-- start --
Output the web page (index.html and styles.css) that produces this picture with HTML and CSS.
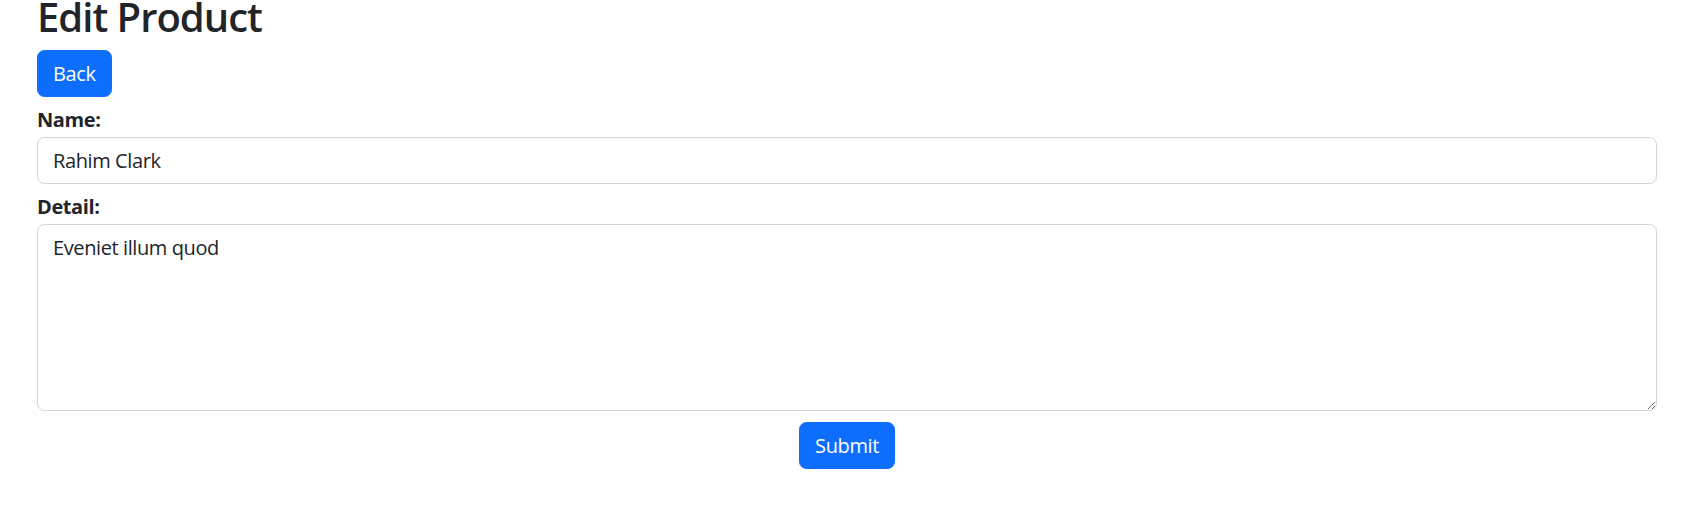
FILE: index.html
```html
<!DOCTYPE html>
<html lang="en">
<head>
<meta charset="utf-8">
<title>Edit Product</title>
<link rel="stylesheet" href="styles.css">
</head>
<body>
<div class="container">
  <h1 class="title">Edit Product</h1>
  <a class="btn" href="#">Back</a>
  <form class="form">
    <div class="field">
      <label class="label" for="name">Name:</label>
      <input class="control" id="name" type="text" value="Rahim Clark">
    </div>
    <div class="field">
      <label class="label" for="detail">Detail:</label>
      <textarea class="control area" id="detail">Eveniet illum quod</textarea>
    </div>
    <div class="actions">
      <button class="btn" type="submit">Submit</button>
    </div>
  </form>
</div>
</body>
</html>
```
FILE: styles.css
```css
* { box-sizing: border-box; }
html, body { margin: 0; padding: 0; background: #fff; }
body {
  font-family: "Open Sans", "Noto Sans", "Liberation Sans", sans-serif;
  font-size: 20px;
  line-height: 1.5;
  letter-spacing: -0.4px;
  color: #212529;
}
.container { padding: 0 37px; }
.title {
  margin: 0 0 16px;
  font-size: 40px;
  font-weight: 600;
  line-height: 34px;
  letter-spacing: -1px;
}
.btn {
  display: inline-block;
  padding: 7.5px 15px;
  font-family: inherit;
  font-size: 20px;
  line-height: 30px;
  letter-spacing: -0.4px;
  color: #fff;
  background: #0d6efd;
  border: 1px solid #0d6efd;
  border-radius: 7.5px;
  text-decoration: none;
  cursor: pointer;
}
.form { margin-top: 8px; }
.field { display: flex; flex-direction: column; margin-bottom: 8px; }
.label { font-weight: 700; line-height: 30px; margin-bottom: 2px; }
.control {
  display: block;
  width: 100%;
  padding: 7.5px 15px;
  font-family: inherit;
  font-size: 20px;
  line-height: 30px;
  letter-spacing: -0.4px;
  color: #212529;
  background: #fff;
  border: 1px solid #ced4da;
  border-radius: 7.5px;
}
.area { height: 187px; resize: vertical; }
.actions { display: flex; justify-content: center; padding-top: 3px; }
```
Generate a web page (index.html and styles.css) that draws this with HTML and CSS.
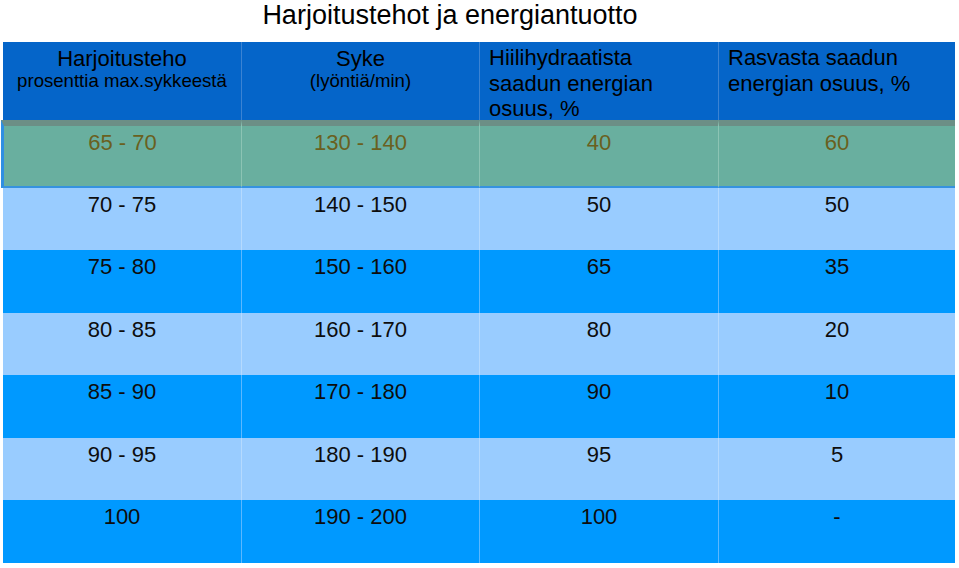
FILE: index.html
```html
<!DOCTYPE html>
<html lang="fi">
<head>
<meta charset="utf-8">
<title>Harjoitustehot ja energiantuotto</title>
<link rel="stylesheet" href="styles.css">
</head>
<body>
<h1 class="title">Harjoitustehot ja energiantuotto</h1>
<div class="grid">
  <div class="hcell center"><div class="h-main">Harjoitusteho</div><div class="h-sub">prosenttia max.sykkeestä</div></div>
  <div class="hcell center sep"><div class="h-main">Syke</div><div class="h-sub">(lyöntiä/min)</div></div>
  <div class="hcell left sep">Hiilihydraatista saadun energian osuus, %</div>
  <div class="hcell left sep">Rasvasta saadun energian osuus, %</div>

  <div class="cell green first">65 - 70</div>
  <div class="cell green sep">130 - 140</div>
  <div class="cell green sep">40</div>
  <div class="cell green sep">60</div>

  <div class="cell light">70 - 75</div>
  <div class="cell light sep">140 - 150</div>
  <div class="cell light sep">50</div>
  <div class="cell light sep">50</div>

  <div class="cell bright">75 - 80</div>
  <div class="cell bright sep">150 - 160</div>
  <div class="cell bright sep">65</div>
  <div class="cell bright sep">35</div>

  <div class="cell light">80 - 85</div>
  <div class="cell light sep">160 - 170</div>
  <div class="cell light sep">80</div>
  <div class="cell light sep">20</div>

  <div class="cell bright">85 - 90</div>
  <div class="cell bright sep">170 - 180</div>
  <div class="cell bright sep">90</div>
  <div class="cell bright sep">10</div>

  <div class="cell light">90 - 95</div>
  <div class="cell light sep">180 - 190</div>
  <div class="cell light sep">95</div>
  <div class="cell light sep">5</div>

  <div class="cell bright">100</div>
  <div class="cell bright sep">190 - 200</div>
  <div class="cell bright sep">100</div>
  <div class="cell bright sep">-</div>
</div>
</body>
</html>
```
FILE: styles.css
```css
html, body {
  margin: 0;
  padding: 0;
  background: #ffffff;
}
body {
  font-family: "Liberation Sans", Arial, sans-serif;
  color: #000;
}
.title {
  margin: 0;
  width: 900px;
  height: 42px;
  box-sizing: border-box;
  padding-top: 0;
  font-size: 27px;
  line-height: 30px;
  font-weight: normal;
  text-align: center;
  color: #000;
}
.grid {
  margin-left: 3px;
  width: 952px;
  display: grid;
  grid-template-columns: 238px 238px 239px 237px;
  grid-template-rows: 78px 68px 62px 63px 62px 63px 62px 63px;
}
.hcell {
  background: #0565c9;
  color: #000;
  box-sizing: border-box;
}
.hcell.center {
  text-align: center;
  padding-top: 5px;
}
.hcell.left {
  text-align: left;
  font-size: 22px;
  line-height: 25.5px;
  padding: 3px 8px 0 9px;
}
.h-main {
  font-size: 22px;
  line-height: 24px;
}
.h-sub {
  font-size: 18.6px;
  line-height: 19px;
}
.hcell.sep {
  border-left: 1px solid #3b83d3;
}
.cell {
  box-sizing: border-box;
  text-align: center;
  font-size: 22px;
  line-height: 25px;
  padding-top: 4px;
  color: #0d0d0d;
}
.green {
  background: #69af9f;
  color: #6a6020;
  border-top: 6px solid #6c8f86;
  border-bottom: 2px solid #3592e0;
}
.green.first {
  border-left: 3px solid #2f8fe2;
  margin-left: -2px;
}
.green.sep {
  border-left: 1px solid #8cc4b4;
}
.light {
  background: #99ccff;
}
.light.sep {
  border-left: 1px solid #b5daff;
}
.bright {
  background: #0099ff;
}
.bright.sep {
  border-left: 1px solid #5cb8ff;
}
```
-- end --
*INSTRUCTIONS TO FOLLOW*. Every entry above needs to be retyped exactly; drop the pictures.

*WRITTEN REPLY*.
Output the web page (index.html and styles.css) that produces this picture with HTML and CSS.
FILE: index.html
```html
<!DOCTYPE html>
<html lang="en">
<head>
<meta charset="utf-8">
<title>Edit Product</title>
<link rel="stylesheet" href="styles.css">
</head>
<body>
<div class="container">
  <h1 class="title">Edit Product</h1>
  <a class="btn" href="#">Back</a>
  <form class="form">
    <div class="field">
      <label class="label" for="name">Name:</label>
      <input class="control" id="name" type="text" value="Rahim Clark">
    </div>
    <div class="field">
      <label class="label" for="detail">Detail:</label>
      <textarea class="control area" id="detail">Eveniet illum quod</textarea>
    </div>
    <div class="actions">
      <button class="btn" type="submit">Submit</button>
    </div>
  </form>
</div>
</body>
</html>
```
FILE: styles.css
```css
* { box-sizing: border-box; }
html, body { margin: 0; padding: 0; background: #fff; }
body {
  font-family: "Open Sans", "Noto Sans", "Liberation Sans", sans-serif;
  font-size: 20px;
  line-height: 1.5;
  letter-spacing: -0.4px;
  color: #212529;
}
.container { padding: 0 37px; }
.title {
  margin: 0 0 16px;
  font-size: 40px;
  font-weight: 600;
  line-height: 34px;
  letter-spacing: -1px;
}
.btn {
  display: inline-block;
  padding: 7.5px 15px;
  font-family: inherit;
  font-size: 20px;
  line-height: 30px;
  letter-spacing: -0.4px;
  color: #fff;
  background: #0d6efd;
  border: 1px solid #0d6efd;
  border-radius: 7.5px;
  text-decoration: none;
  cursor: pointer;
}
.form { margin-top: 8px; }
.field { display: flex; flex-direction: column; margin-bottom: 8px; }
.label { font-weight: 700; line-height: 30px; margin-bottom: 2px; }
.control {
  display: block;
  width: 100%;
  padding: 7.5px 15px;
  font-family: inherit;
  font-size: 20px;
  line-height: 30px;
  letter-spacing: -0.4px;
  color: #212529;
  background: #fff;
  border: 1px solid #ced4da;
  border-radius: 7.5px;
}
.area { height: 187px; resize: vertical; }
.actions { display: flex; justify-content: center; padding-top: 3px; }
```
Generate a web page (index.html and styles.css) that draws this with HTML and CSS.
FILE: index.html
```html
<!DOCTYPE html>
<html lang="fi">
<head>
<meta charset="utf-8">
<title>Harjoitustehot ja energiantuotto</title>
<link rel="stylesheet" href="styles.css">
</head>
<body>
<h1 class="title">Harjoitustehot ja energiantuotto</h1>
<div class="grid">
  <div class="hcell center"><div class="h-main">Harjoitusteho</div><div class="h-sub">prosenttia max.sykkeestä</div></div>
  <div class="hcell center sep"><div class="h-main">Syke</div><div class="h-sub">(lyöntiä/min)</div></div>
  <div class="hcell left sep">Hiilihydraatista saadun energian osuus, %</div>
  <div class="hcell left sep">Rasvasta saadun energian osuus, %</div>

  <div class="cell green first">65 - 70</div>
  <div class="cell green sep">130 - 140</div>
  <div class="cell green sep">40</div>
  <div class="cell green sep">60</div>

  <div class="cell light">70 - 75</div>
  <div class="cell light sep">140 - 150</div>
  <div class="cell light sep">50</div>
  <div class="cell light sep">50</div>

  <div class="cell bright">75 - 80</div>
  <div class="cell bright sep">150 - 160</div>
  <div class="cell bright sep">65</div>
  <div class="cell bright sep">35</div>

  <div class="cell light">80 - 85</div>
  <div class="cell light sep">160 - 170</div>
  <div class="cell light sep">80</div>
  <div class="cell light sep">20</div>

  <div class="cell bright">85 - 90</div>
  <div class="cell bright sep">170 - 180</div>
  <div class="cell bright sep">90</div>
  <div class="cell bright sep">10</div>

  <div class="cell light">90 - 95</div>
  <div class="cell light sep">180 - 190</div>
  <div class="cell light sep">95</div>
  <div class="cell light sep">5</div>

  <div class="cell bright">100</div>
  <div class="cell bright sep">190 - 200</div>
  <div class="cell bright sep">100</div>
  <div class="cell bright sep">-</div>
</div>
</body>
</html>
```
FILE: styles.css
```css
html, body {
  margin: 0;
  padding: 0;
  background: #ffffff;
}
body {
  font-family: "Liberation Sans", Arial, sans-serif;
  color: #000;
}
.title {
  margin: 0;
  width: 900px;
  height: 42px;
  box-sizing: border-box;
  padding-top: 0;
  font-size: 27px;
  line-height: 30px;
  font-weight: normal;
  text-align: center;
  color: #000;
}
.grid {
  margin-left: 3px;
  width: 952px;
  display: grid;
  grid-template-columns: 238px 238px 239px 237px;
  grid-template-rows: 78px 68px 62px 63px 62px 63px 62px 63px;
}
.hcell {
  background: #0565c9;
  color: #000;
  box-sizing: border-box;
}
.hcell.center {
  text-align: center;
  padding-top: 5px;
}
.hcell.left {
  text-align: left;
  font-size: 22px;
  line-height: 25.5px;
  padding: 3px 8px 0 9px;
}
.h-main {
  font-size: 22px;
  line-height: 24px;
}
.h-sub {
  font-size: 18.6px;
  line-height: 19px;
}
.hcell.sep {
  border-left: 1px solid #3b83d3;
}
.cell {
  box-sizing: border-box;
  text-align: center;
  font-size: 22px;
  line-height: 25px;
  padding-top: 4px;
  color: #0d0d0d;
}
.green {
  background: #69af9f;
  color: #6a6020;
  border-top: 6px solid #6c8f86;
  border-bottom: 2px solid #3592e0;
}
.green.first {
  border-left: 3px solid #2f8fe2;
  margin-left: -2px;
}
.green.sep {
  border-left: 1px solid #8cc4b4;
}
.light {
  background: #99ccff;
}
.light.sep {
  border-left: 1px solid #b5daff;
}
.bright {
  background: #0099ff;
}
.bright.sep {
  border-left: 1px solid #5cb8ff;
}
```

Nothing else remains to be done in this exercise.